The robots.txt file is a powerful tool for managing how search engines interact with your website. It helps control the crawl budget, protect sensitive information, and ensure that only the most important content is indexed. Proper configuration of the robots.txt file is essential for effective SEO and the smooth functioning of your site.

What Is The Limitations of a robots.txt File ?

While a robots.txt file is a useful tool for controlling and managing how search engines crawl your website, it has several limitations. Understanding these limitations is crucial for effectively using this file within your SEO strategy. Here are the key limitations of a robots.txt file:

1. Compliance is Voluntary

  • Non-binding Directives: The robots.txt file relies on voluntary compliance by web crawlers. Reputable search engines like Google, Bing, and Yahoo generally respect the directives in robots.txt, but malicious or less scrupulous crawlers can choose to ignore them.
  • Not a Security Measure: It should not be used as a security mechanism. Sensitive information should be protected through proper authentication and server-side security measures, not merely through robots.txt directives.

2. Limited to Crawling, Not Indexing

  • Crawling vs. Indexing: The robots.txt file can prevent search engines from crawling specific parts of your website, but it does not prevent those URLs from being indexed if they are linked to from other websites. For preventing indexing, you should use meta tags (e.g., noindex) or HTTP headers.

3. Cannot Control User Behavior

  • User Access: The robots.txt file does not prevent users from accessing the directories or files it disallows. It only instructs compliant web crawlers. Anyone can still navigate directly to these URLs if they know them.

4. Potential for Misconfiguration

  • Syntax Errors: Incorrect syntax or misconfiguration in the robots.txt file can lead to unintended blocking of web crawlers from important sections of your site, negatively impacting SEO.
  • Case Sensitivity: URLs are case-sensitive, so incorrect capitalization in directives might result in unexpected behavior.
  • Misuse of Wildcards: Incorrect use of wildcards (*) and dollar signs ($) can lead to over-broad or ineffective blocking.

5. File Size and Line Limits

  • Size Limitations: Some search engines impose size limits on robots.txt files. For instance, Google’s limit is 500 KB. If your file exceeds this size, parts of it may be ignored.
  • Line Limits: There may also be limits on the number of lines or directives within a robots.txt file, although this is less commonly an issue.

6. Complex Rules Management

  • Complexity: For large websites, managing and maintaining a comprehensive robots.txt file can become complex and error-prone. It’s easy to overlook or incorrectly apply rules, especially when there are many subdirectories and varying requirements.

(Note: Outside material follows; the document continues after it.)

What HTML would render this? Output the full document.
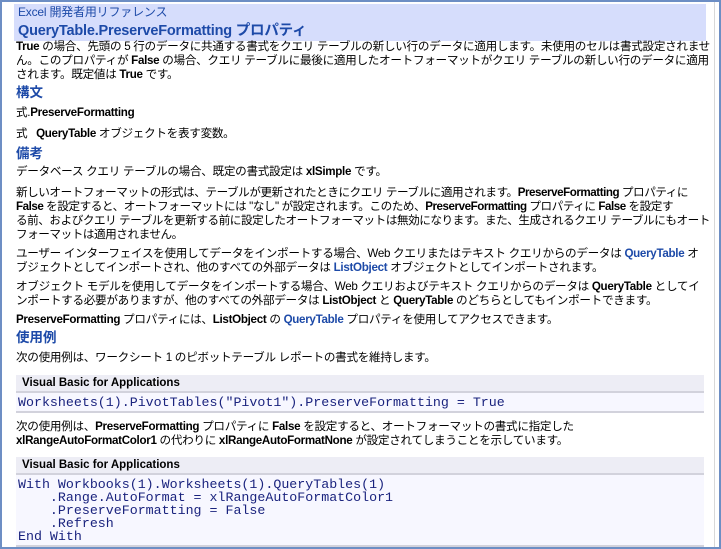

7. Lack of Granular Control

  • Granularity: robots.txt provides relatively broad control over crawler behavior but lacks the granularity of other tools like meta tags and HTTP headers. For instance, you can’t specify rules for specific user-agents as precisely as you can with server-side settings or by using meta robots tags on individual pages.

8. Delayed Implementation

  • Crawling Delay: Changes to a robots.txt file are not immediately recognized by search engines. There can be a delay between when you update the file and when search engines adjust their crawling behavior accordingly.

9. Incompatibility with Certain Crawlers

  • Not Universally Supported: While major search engines support robots.txt, not all web crawlers do. Some may not understand or respect the file, particularly less common or non-compliant ones.


The robots.txt file is a valuable tool for managing web crawler behavior, but it comes with significant limitations. It is not a security tool, cannot prevent indexing if URLs are discovered elsewhere, and relies on voluntary compliance by crawlers. Effective use of robots.txt should be complemented with other techniques, such as meta tags, HTTP headers, and proper server-side security, to fully manage access and indexing of your web content. Careful configuration and regular audits of your robots.txt file are essential to avoid unintentional SEO issues and ensure optimal performance.